Thursday, December 5, 2013

Hannah, Meet Hannah. Hannah, Hannah.

DAY EIGHTY-NINE: The Pauper Drinks a Boost

I used to have a major problem watching the show Girls.  This is a well-documented road block known to my friends.  When I was in college, I had an idea to write a show about three post-grad women in their early twenties trying to navigate life, love, and career pitfalls.

"But Hannah, everyone who has ever had an idea has had that idea."

The reason I was sure watching Girls would cause me to convulse, spasm, vomit, and rotate my head 1080 degrees was a tonal reason.  I wanted my show to be real.  It would star a young woman, not stereotypically beautiful, but a woman that women could identify with.  She would be an anti-heroine.  Not always the best person, someone you certainly shouldn't admire, but she'd endear you because of her humor.  She would make horrible sexual decisions.  There would never be a scene where the characters begin kissing, and then slowly fade into the morning after with the two of them laying awkwardly in bed with the sheet pulled up to her chin.  She was an aspiring writer with deeply penetrating fears of writing.  Her "love" interest was named Adam, because I always named my male counterpart Adam.  And she was me.  She was Hannah.

I tell you all this because some of you readers don't know me well enough to understand my frustrations at seeing and hearing about this show.  But I can assure you from the number of times it was brought up in conversation, "Have you seen Girls?!  You would love it!" that this show stole my idea.  And Lena Dunham would pay... by not having me watch it!

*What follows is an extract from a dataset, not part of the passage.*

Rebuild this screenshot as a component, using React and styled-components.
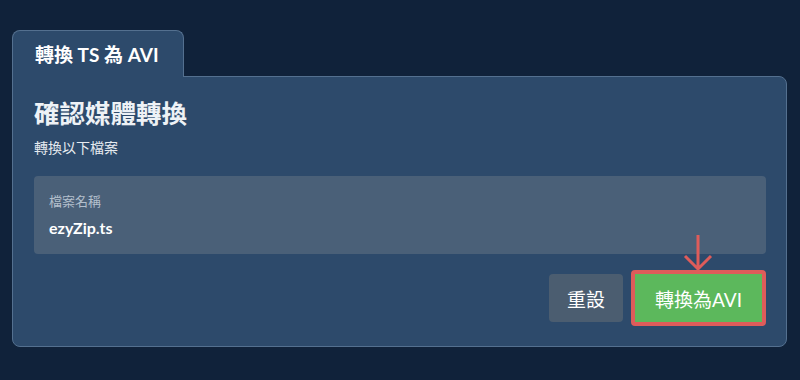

Until, yeah, I watched it.  I cringed as I saw exact storylines I had thought of executed in incredibly similar ways.  I squirmed as little "self-deprecation in the face of comedy" moments played out like Hannah always sneaking into the fridge to eat something when stressed, even if it's Cool Whip.  I agonized as Jessa responded to Hannah's sighting of Adam with "Who?  The first man?", a rationale I adopted long ago in my writing.  It was difficult to digest, but I watched the whole damn thing.

Girls and I have a very complicated relationship.  It's nearly impossible for me to watch this show without bias.  The same things I love about the show are the same things I love about my writing.  But the Catch-22 is I therefore hate everything about the show that I hate about my own writing.  And that self-loathing is the reason I'm sitting here at 26 writing a blog that about 4 people read and at 26, Lena Dunham won a couple Golden Globes.

She had the confidence to go after an idea she had.  Whereas I have a tendency to overanalyze everything I do creatively, she just did it.  (Don't even get me started on Tiny Furniture.  I have a nearly finished screenplay stored on my hard-drive that would like to have a word with it.)

So how do we attain this confidence?  Well, speaking from two month's experience, it helps not being berated at work on a daily basis.  It helps actually showing your work to people.  It helps forming friendships with people who not only support you, but encourage you.  And it even helps when you have a nice conversation with a mother/daughter at your table who writes "Good luck with your career!" on your credit card receipt.  But ultimately, you just have to understand that you won't be perfect, but with practice you will be good - even great.  And the difference between the people who make it and the people who don't is confidence.  Or an amazingly stupid amount of luck.

Girls and I are doing a little bit better now.  I've forgiven it for making me feel like shit about myself.  Because something happened over the past year.  I realized it's not really the storytelling I aspire to anymore.  Kudos to Lena Dunham for doing what she is doing, but the idea of reliving my early 20's for the sake of my career seems like a certain place in hell meant for pedophiles and sandmonsters.  My desire to create is stronger than ever.  And I think I had to get over myself a little bit before I could do that.  I have confidence in knowing Girls is a show I probably could have written (and maybe I'd have a couple Golden Globes to add to my shelf, though I've already got a couple of my own.  HEY-O!), but it's no longer the show I want to write.  It's no longer the story I want to tell.  Because I finally realize I my creation abilities excel beyond recreation of the past.  And without Girls, I don't know if I'd ever have gotten out of that frame of mind.

So thanks, Lena.  But if your next heroine is named Katharine, I'm coming for you with the force of a thousand and twelve banshee grey hounds.